Mr Lieberman is an Orthodox Jew, the first to run on a major national ticket, and Mr Gore's reckoning is that his country is ready for such an innovation. It may seem odd there is any doubt in the matter, given the prominence of Jews in almost every walk of American life, and the rock-solid alliance between the US and Israel. But the unwritten conventions of US politics have always lagged behind the realities of national life. Most probably Mr Lieberman's faith will be low on the list of factors by which his countrymen judge him.

Two factors above all appear to underpin his selection. Mr Lieberman is the incarnation of high moral standards in public life.

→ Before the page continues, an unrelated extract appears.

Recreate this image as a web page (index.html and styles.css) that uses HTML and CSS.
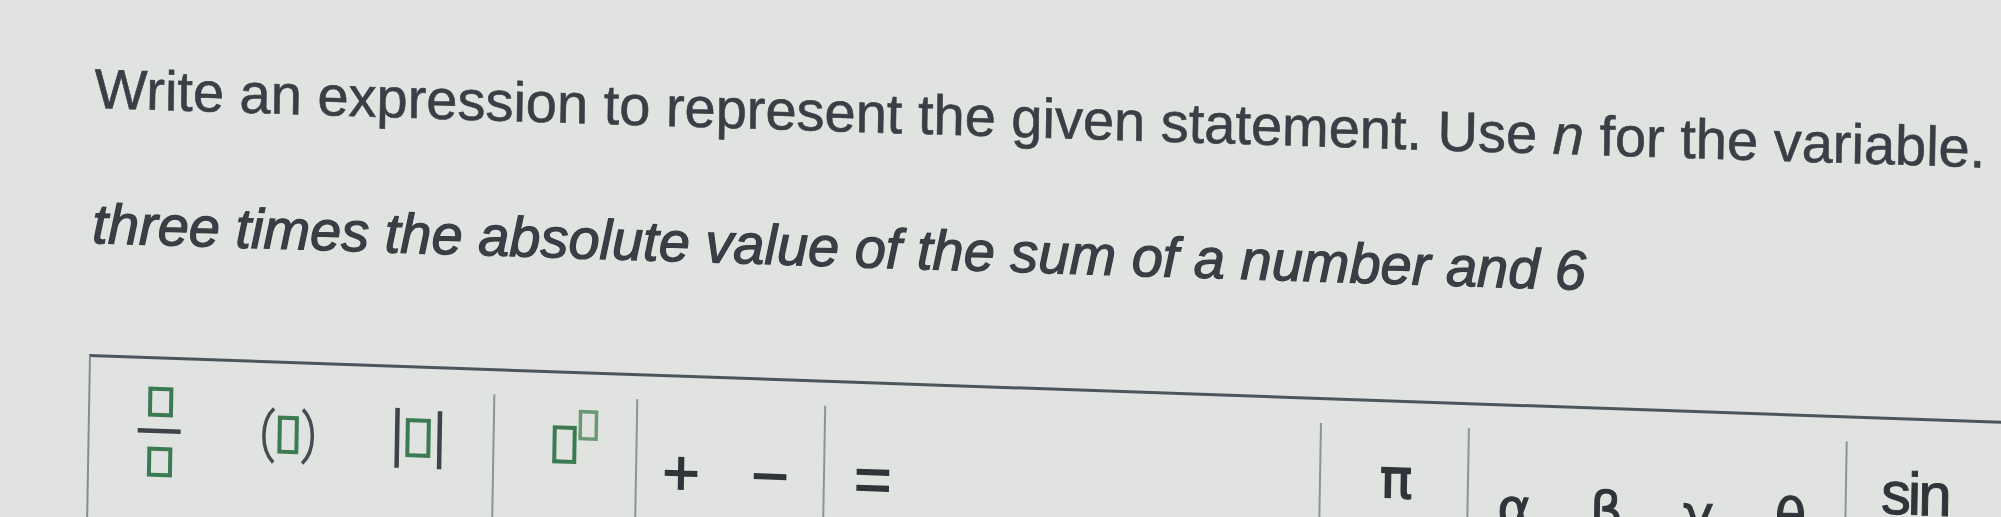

He was the first and most outspoken Democratic critic in the Senate of Bill Clinton's conduct in the Monica Lewinsky scandal; there could be no more visible pledge that a Gore White House will operate on a higher moral plane. Given the ethical questions over fundraising that still dog the Vice President, that assurance is not superfluous.

Second, Mr Lieberman will have considerable appeal for moderate Republicans, and especially to independents - an increasingly important category of voter which, ominously for Mr Gore, has been leaning in the direction of his opponent, George W Bush. He comes from one of America's richest, most business-oriented states, has a hawkish foreign policy record and has been a staunch supporter of the military - including the $2bn-a-copy Seawolf submarine project, built, by no coincidence, on his own Connecticut turf.

The doubt, of course, is whether Mr Lieberman can help to provide that jolt of political electricity that the limp Gore campaign so desperately needs as it heads for the Los Angeles convention. He is solid, experienced and highly competent, but, his religion apart, offers little novelty. His choice is a further sign that campaign 2000 will be fought in the centre. As for the vice-presidential debate with the Republicans' no less august Dick Cheney, it may give worthiness a whole new name.